FROM THE HIP: This is less about climate change and more about the 2024 election, and Biden’s own press release proves it.

From the tail end of his press release:

“While MAGA Republicans willfully deny the urgency of the climate crisis, condemning the American people to a dangerous future, my Administration will not be complacent. We will not cede to special interests.

“We will heed the calls of young people and frontline communities who are using their voices to demand action from those with the power to act.”

This is a clear call to younger liberal voters, racial minorities, and environmentalists who may be entering 2024 feeling that the practically unopposed presidential incumbent is too soft on leftist priorities. He’s no Bernie Sanders, but in order for Biden to overcome his appearance as an empty shirt placeholder who answers only to special interests, his campaign team must position him as a crusader.

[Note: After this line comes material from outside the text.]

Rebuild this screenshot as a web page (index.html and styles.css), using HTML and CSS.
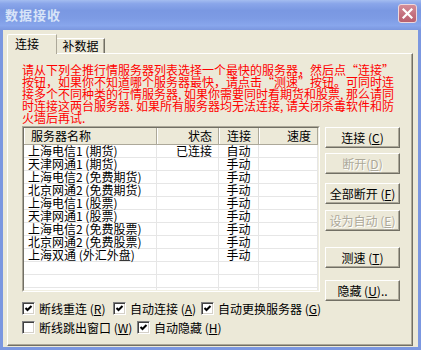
FILE: index.html
```html
<!DOCTYPE html>
<html lang="zh-CN">
<head>
  <meta charset="UTF-8" />
  <meta name="viewport" content="width=device-width, initial-scale=1.0"/>
  <title>数据接收</title>
  <link rel="stylesheet" href="styles.css">
</head>
<body>

  <div class="window">
    <div class="titlebar">
      <span class="title">数据接收</span>
      <span class="close">
        <svg width="11" height="11" viewBox="0 0 11 11">
          <path d="M1.5 1.5 L9.5 9.5 M9.5 1.5 L1.5 9.5" stroke="#fff" stroke-width="2.2" stroke-linecap="square"/>
        </svg>
      </span>
    </div>

    <div class="content">
      <div class="tabs">
        <div class="tab active">连接</div>
        <div class="tab">补数据</div>
      </div>

      <div class="panel">
        <p class="notice">
          <span>请从下列全推行情服务器列表选择一个最快的服务器，然后点“连接”</span>
          <span>按钮，如果你不知道哪个服务器最快，请点击“测速”按钮。可同时连</span>
          <span>接多个不同种类的行情服务器, 如果你需要同时看期货和股票, 那么请同</span>
          <span>时连接这两台服务器. 如果所有服务器均无法连接, 请关闭杀毒软件和防</span>
          <span>火墙后再试.</span>
        </p>

        <div class="middle">
          <div class="list">
            <div class="list-inner">
              <div class="list-head">
                <div class="hcell">服务器名称</div>
                <div class="hcell right">状态</div>
                <div class="hcell center">连接</div>
                <div class="hcell right">速度</div>
              </div>
              <div class="row"><div class="cell">上海电信1 (期货)</div><div class="cell right">已连接</div><div class="cell center">自动</div><div class="cell"></div></div>
              <div class="row"><div class="cell">天津网通1 (期货)</div><div class="cell"></div><div class="cell center">手动</div><div class="cell"></div></div>
              <div class="row"><div class="cell">上海电信2 (免费期货)</div><div class="cell"></div><div class="cell center">手动</div><div class="cell"></div></div>
              <div class="row"><div class="cell">北京网通2 (免费期货)</div><div class="cell"></div><div class="cell center">手动</div><div class="cell"></div></div>
              <div class="row"><div class="cell">上海电信1 (股票)</div><div class="cell"></div><div class="cell center">手动</div><div class="cell"></div></div>
              <div class="row"><div class="cell">天津网通1 (股票)</div><div class="cell"></div><div class="cell center">手动</div><div class="cell"></div></div>
              <div class="row"><div class="cell">上海电信2 (免费股票)</div><div class="cell"></div><div class="cell center">手动</div><div class="cell"></div></div>
              <div class="row"><div class="cell">北京网通2 (免费股票)</div><div class="cell"></div><div class="cell center">手动</div><div class="cell"></div></div>
              <div class="row"><div class="cell">上海双通 (外汇外盘)</div><div class="cell"></div><div class="cell center">手动</div><div class="cell"></div></div>
              <div class="row"><div class="cell"></div><div class="cell"></div><div class="cell"></div><div class="cell"></div></div>
              <div class="row"><div class="cell"></div><div class="cell"></div><div class="cell"></div><div class="cell"></div></div>
              <div class="row"><div class="cell"></div><div class="cell"></div><div class="cell"></div><div class="cell"></div></div>
            </div>
          </div>

          <div class="buttons">
            <button class="btn">连接 (<u>C</u>)</button>
            <button class="btn gap-1" disabled>断开(<u>D</u>)</button>
            <button class="btn gap-2">全部断开 (<u>F</u>)</button>
            <button class="btn gap-3" disabled>设为自动 (<u>E</u>)</button>
            <button class="btn gap-4">测速 (<u>T</u>)</button>
            <button class="btn gap-5">隐藏 (<u>U</u>)..</button>
          </div>
        </div>

        <div class="options">
          <div class="opt-row">
            <label class="check w-reconnect"><span class="box"><svg width="9" height="9" viewBox="0 0 9 9"><polyline points="1.5,4 3.5,6 7.5,2" fill="none" stroke="#000" stroke-width="2"/></svg></span>断线重连 (<u>R</u>)</label>
            <label class="check w-auto"><span class="box"><svg width="9" height="9" viewBox="0 0 9 9"><polyline points="1.5,4 3.5,6 7.5,2" fill="none" stroke="#000" stroke-width="2"/></svg></span>自动连接 (<u>A</u>)</label>
            <label class="check"><span class="box"><svg width="9" height="9" viewBox="0 0 9 9"><polyline points="1.5,4 3.5,6 7.5,2" fill="none" stroke="#000" stroke-width="2"/></svg></span>自动更换服务器 (<u>G</u>)</label>
          </div>
          <div class="opt-row">
            <label class="check w-popup"><span class="box"></span>断线跳出窗口 (<u>W</u>)</label>
            <label class="check"><span class="box"><svg width="9" height="9" viewBox="0 0 9 9"><polyline points="1.5,4 3.5,6 7.5,2" fill="none" stroke="#000" stroke-width="2"/></svg></span>自动隐藏 (<u>H</u>)</label>
          </div>
        </div>
      </div>
    </div>
  </div>

</body>
</html>
```

FILE: styles.css
```css
* {
  box-sizing: border-box;
}

body {
  margin: 0;
  font-family: "Noto Sans CJK SC", "Liberation Sans", sans-serif;
  font-size: 12px;
  color: #000;
  background-color: #ece9d8;
}

.window {
  width: 421px;
  height: 350px;
}

.titlebar {
  height: 30px;
  display: flex;
  align-items: center;
  justify-content: space-between;
  padding: 0 4px 0 5px;
  background: linear-gradient(to bottom, #a4bdf0 0%, #8aa6ea 12%, #7a98e2 35%, #7d9be4 60%, #88a6ec 85%, #7b97df 100%);
}

.title {
  color: #d8e4f8;
  font-weight: bold;
  font-size: 13px;
  letter-spacing: 1px;
  line-height: 14px;
}

.close {
  width: 19px;
  height: 19px;
  margin-top: -3px;
  border: 1px solid #eed8dc;
  border-radius: 3px;
  background: linear-gradient(to bottom, #d48d98, #c26e7c 60%, #b8606f);
  display: flex;
  align-items: center;
  justify-content: center;
}

.content {
  height: 320px;
  border: 3px solid #7b97e0;
  border-top: none;
  background-color: #ece9d8;
}

/* tabs */
.tabs {
  height: 23px;
  display: flex;
  align-items: flex-end;
  padding-left: 4px;
}

.tab {
  height: 15px;
  width: 48px;
  line-height: 14px;
  text-align: center;
  border-top: 1px solid #fff;
  border-right: 1px solid #716f64;
  box-shadow: inset -1px 0 #aca899;
}

.tab.active {
  position: relative;
  z-index: 1;
  width: 50px;
  height: 20px;
  margin-bottom: -1px;
  line-height: 17px;
  text-align: left;
  padding-left: 7px;
  border-left: 1px solid #fff;
  border-right: 1px solid #aca899;
  border-top-left-radius: 2px;
  box-shadow: none;
  background-color: #ece9d8;
}

/* panel */
.panel {
  width: 406px;
  height: 293px;
  margin-left: 4px;
  padding: 10px 0 0 14px;
  border-top: 1px solid #fff;
  border-left: 1px solid #fff;
  border-right: 1px solid #716f64;
  border-bottom: 1px solid #716f64;
  box-shadow: inset -1px -1px #aca899;
}

.notice {
  margin: 0;
  color: #ff0000;
  line-height: 12px;
}

.notice span {
  display: block;
  white-space: nowrap;
}

.middle {
  display: flex;
  align-items: flex-start;
  gap: 5px;
  height: 166px;
  margin-top: 2px;
}

/* server list */
.list {
  width: 298px;
  height: 166px;
  border: 1px solid;
  border-color: #aca899 #fff #fff #aca899;
}

.list-inner {
  height: 100%;
  overflow: hidden;
  background-color: #fff;
  border: 1px solid;
  border-color: #716f64 #f1efe2 #f1efe2 #716f64;
}

.list-head,
.row {
  display: grid;
  grid-template-columns: 133px 62px 40px 59px;
}

.list-head {
  height: 17px;
  background-color: #ece9d8;
  border-bottom: 1px solid #aca899;
}

.hcell {
  line-height: 15px;
  padding: 0 6px;
  border-left: 1px solid #fff;
  border-right: 1px solid #aca899;
  white-space: nowrap;
}

.row {
  height: 13px;
}

.cell {
  line-height: 12px;
  padding: 0 6px 0 4px;
  border-right: 1px solid #e6e6e6;
  border-bottom: 1px solid #e6e6e6;
  white-space: nowrap;
}

.right {
  text-align: right;
}

.center {
  text-align: center;
  padding: 0;
}

/* buttons */
.buttons {
  display: flex;
  flex-direction: column;
  padding-top: 1px;
}

.btn {
  width: 75px;
  height: 21px;
  padding: 0;
  font-family: inherit;
  font-size: 12px;
  line-height: 17px;
  color: #000;
  background-color: #ece9d8;
  border: 1px solid;
  border-color: #fff #716f64 #716f64 #fff;
  box-shadow: inset -1px -1px #aca899;
}

.btn:disabled {
  color: #aca899;
  text-shadow: 1px 1px #fff;
}

.gap-1 { margin-top: 5px; }
.gap-2 { margin-top: 9px; }
.gap-3 { margin-top: 6px; }
.gap-4 { margin-top: 16px; }
.gap-5 { margin-top: 12px; }

/* options */
.options {
  display: flex;
  flex-direction: column;
  gap: 6px;
  margin-top: 10px;
}

.opt-row {
  display: flex;
  height: 13px;
}

.check {
  display: flex;
  align-items: center;
  line-height: 13px;
  white-space: nowrap;
}

.w-reconnect { width: 91px; }
.w-auto { width: 88px; }
.w-popup { width: 115px; }

.box {
  width: 13px;
  height: 13px;
  margin-right: 4px;
  background-color: #fff;
  border: 1px solid;
  border-color: #808080 #fff #fff #808080;
  box-shadow: inset 1px 1px #404040, inset -1px -1px #d4d0c8;
  display: flex;
  align-items: center;
  justify-content: center;
}
```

Now back to Texas: was this decision retribution for Gov. Abbott’s intransigence along the border? Not overtly, but if there comes any form of uprising or altercation along the border soon this situation could only add fuel to the fire for incensed Texans.

And if it was truly a Fort Sumter-esque opening shot in an inevitable battle along the Texas border, Biden’s call to “frontline communities” may be a dogwhistle to Hispanic residents there. Reason being: “environmental justice” advocates are feverishly working to build a tie between systemic racism and environmental pollution. Convince border-area residents that Abbott is the polluter-in-chief and they have less reason to defect to the GOP, as many have been doing, or contribute to a larger win for Donald Trump and Republicans down-ballot.

The administration’s move may also signal that Team Biden is not interested in winning elector-rich Texas as a pathway to re-election. How could they win it, now? Team Biden’s only wise political move would be to strengthen the resolve of their existing supporters, of whom Abbott has deftly been peeling away.